Too bad most of it is misleading nonsense.

The headline figure, as leaked to Global BC this week, was that the public is spending $5 billion a year on the city’s social safety net, despite hundreds of people dying of overdoses, horrendous conditions in single-room occupancy (SRO) hotels, tent cities, worsening poverty and rising crime.

Many of those trends are indeed accurate, especially around the worsening overdose crisis.

But if you drill into that “social safety net” figure, you quickly discover that $2 billion of the $5 billion cited is direct federal transfers that go to all residents of Vancouver in the form of things like the Canada Pension Plan, Old Age Security, Employment Insurance and child tax benefits.

Financial assistance for seniors, and pension plans for everyone? Hardly largesse on the Downtown Eastside.

The VPD skips over that kind of accuracy though. By doing so, it allows itself to pen some outright ludicrous statements in the “Did You Know?” section of its summary, which reads: “UBC and SFU have a total combined budget of less than $3.8 billion. This means $5 billion would be more than enough to make post-secondary education tuition-free in Vancouver.”
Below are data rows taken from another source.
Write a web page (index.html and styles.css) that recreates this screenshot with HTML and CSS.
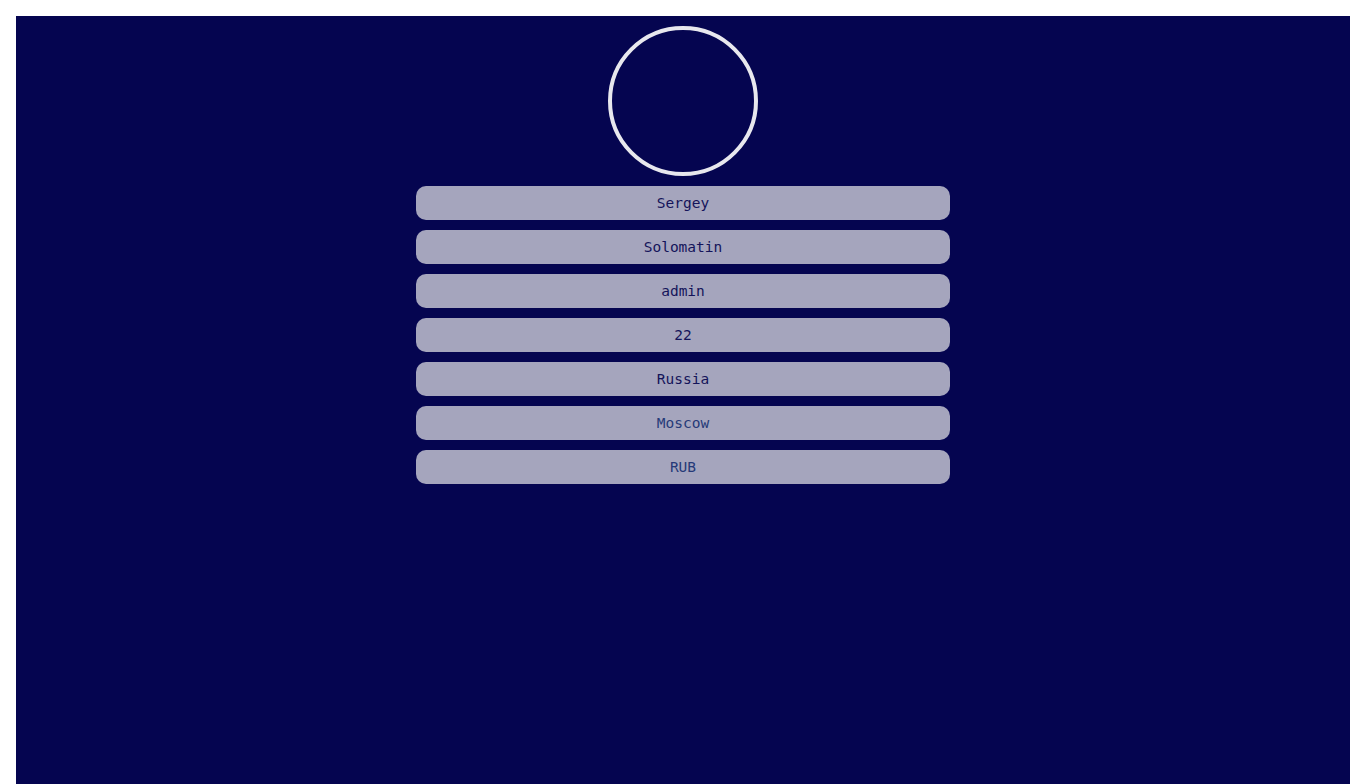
FILE: index.html
```
<!DOCTYPE html>
<html lang="en">
<head>
<meta charset="utf-8">
<title>Profile</title>
<link rel="stylesheet" href="styles.css">
</head>
<body>
<main class="panel">
  <div class="avatar"></div>
  <div class="fields">
    <div class="field">Sergey</div>
    <div class="field">Solomatin</div>
    <div class="field">admin</div>
    <div class="field">22</div>
    <div class="field">Russia</div>
    <div class="field field-alt">Moscow</div>
    <div class="field field-alt">RUB</div>
  </div>
</main>
</body>
</html>
```
FILE: styles.css
```
html, body {
  margin: 0;
  padding: 0;
  background: #ffffff;
  height: 100%;
}
body {
  overflow: hidden;
}
.panel {
  margin: 16px 0 0 16px;
  min-height: calc(100vh - 16px);
  background: #050550;
  box-sizing: border-box;
  padding-top: 10px;
  display: flex;
  flex-direction: column;
  align-items: center;
  gap: 10px;
}
.avatar {
  width: 150px;
  height: 150px;
  box-sizing: border-box;
  border: 4px solid #e8e8ee;
  border-radius: 50%;
}
.fields {
  display: flex;
  flex-direction: column;
  gap: 10px;
  width: 534px;
}
.field {
  height: 34px;
  border-radius: 10px;
  background: #a5a5bd;
  color: #14145a;
  font-family: "DejaVu Sans Mono", "Liberation Mono", monospace;
  font-size: 14.5px;
  display: flex;
  align-items: center;
  justify-content: center;
}
.field-alt {
  color: #263a78;
}
```
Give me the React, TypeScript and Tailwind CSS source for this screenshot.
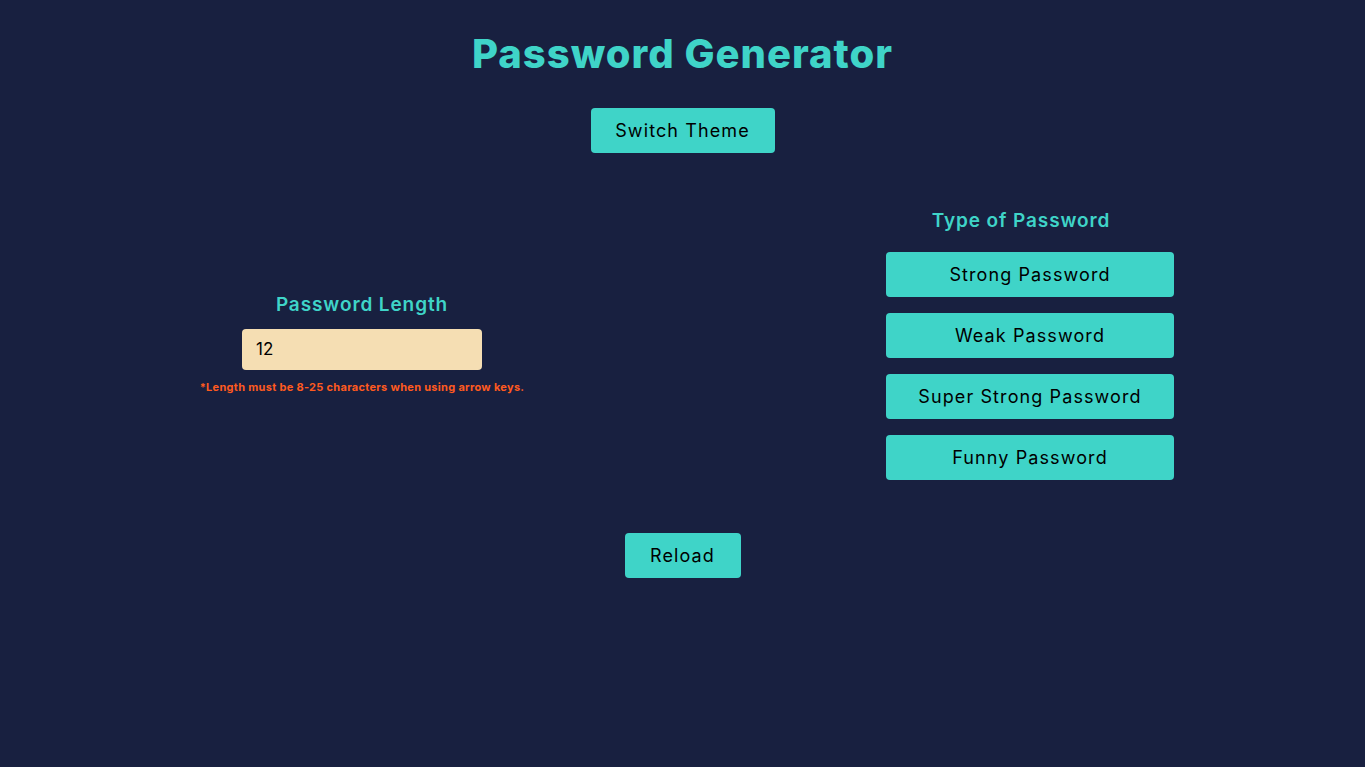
const types = ["Strong Password", "Weak Password", "Super Strong Password", "Funny Password"];

const App = () => {
  return (
    <div className="min-h-[767px] w-full bg-[#182040] font-['Inter',sans-serif] text-black">
      {/* Header */}
      <div className="flex flex-col items-center pt-[30px]">
        <h1 className="h-[48px] text-[40px] leading-[48px] font-extrabold tracking-[1px] text-[#3fd4c8]">Password Generator</h1>
        <button className="mt-[30px] h-[45px] w-[184px] rounded-[4px] bg-[#3fd4c8] text-[18px] tracking-[1.1px]">Switch Theme</button>
      </div>

      {/* Main row */}
      <div className="mt-[54px] flex items-center justify-between px-[191px]">
        {/* Length */}
        <div className="flex w-[342px] flex-col items-center pb-[2px]">
          <h3 className="h-[28px] text-[19px] leading-[28px] font-semibold tracking-[0.9px] text-[#3fd4c8]">Password Length</h3>
          <input
            type="text"
            defaultValue="12"
            className="mt-[10px] h-[41px] w-[240px] rounded-[4px] bg-[#f5deb3] pl-[14px] text-[17px] outline-none"
          />
          <p className="mt-[9px] text-[11px] leading-[16px] font-bold tracking-[0.3px] text-[#ff5a1f]">
            *Length must be 8-25 characters when using arrow keys.
          </p>
        </div>

        {/* Types */}
        <div className="flex w-[288px] flex-col items-center">
          <h3 className="mr-[18px] h-[28px] text-[19px] leading-[28px] font-semibold tracking-[0.9px] text-[#3fd4c8]">Type of Password</h3>
          <div className="mt-[17px] flex w-full flex-col gap-4">
            {types.map((t) => (
              <button key={t} className="h-[45px] w-full rounded-[4px] bg-[#3fd4c8] text-[18px] tracking-[1.1px]">
                {t}
              </button>
            ))}
          </div>
        </div>
      </div>

      {/* Reload */}
      <div className="mt-[53px] flex justify-center">
        <button className="h-[45px] w-[116px] rounded-[4px] bg-[#3fd4c8] text-[18px] tracking-[1.1px]">Reload</button>
      </div>
    </div>
  );
};

export default App;
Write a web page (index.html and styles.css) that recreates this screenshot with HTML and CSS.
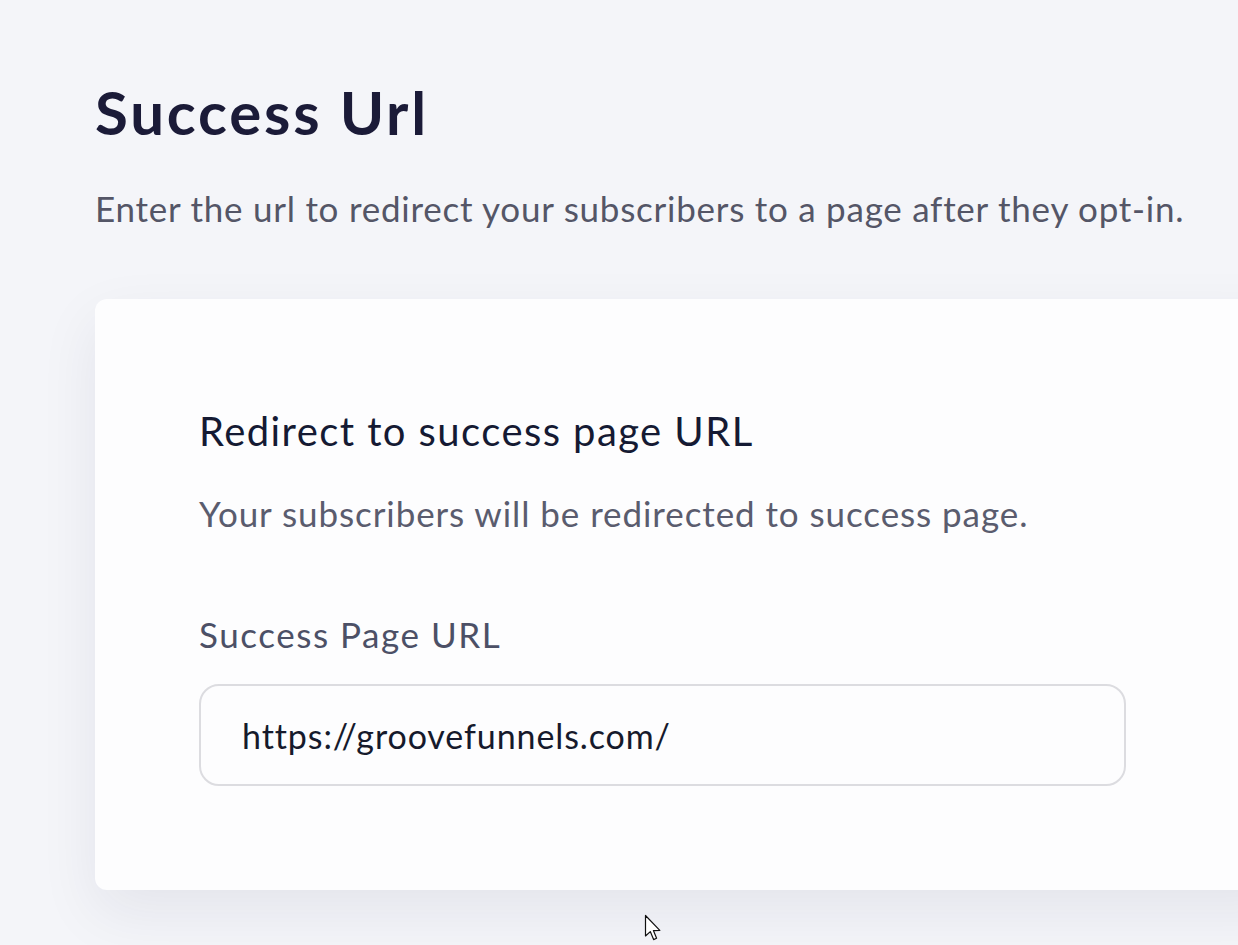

Or: “As another comparison, C$5 billion roughly equivalent to US$4 billion – more than NASA’s annual budget for the International Space Station (ISS).”

Or: “It is also comparable to the annual operating budget of the entire National Hockey League (NHL).”

None of those comparisons make any sense whatsoever.

But if we’re going to play the game of actively making the reader dumber by contrasting apples to oranges, here’s a couple for you: Did you know that the entire annual budget of the VPD is roughly equivalent to 100 bottles of the world’s most expensive tequila, called Diamond Sterling Tequila by Ley925?

Or, did you know that it is also comparable to 300 gold-plated toilets of the type that Kanye West and Kim Kardashian once installed into their Bel Air mansion?

Think about that for a minute, why don’t you.

Now, back to reality, such as it is.

The VPD summary concludes that $1.1 million is being spent a day on “charitable investments into non-profit organizations based in the Downtown Eastside” while poverty and crime get worse.

Yet, to peel back that unreliable number, you have to open the actual 81-page report the VPD based its summary upon, written by “social technology” company Helpseeker Technologies. And once you do that, you’ll start to see there are major problems there too.






						Rob Shaw: Leaked VPD report an inflated work of fiction
					

If you’re looking to pick up a good work of fiction for your reading list these days, you might consider venturing into the world of fantasy as penned by the Vancouver Police Department.




					biv.com


----------



## RangerRay (11 Nov 2022)

That report was a big steaming pile of dog shit.  I have no doubt that the DTES is swimming in taxpayer money not getting to those in need, but the the methodology of this report was completely amateurish.  Was it written by an 8th grader?  
Way to build your credibility, guys.


----------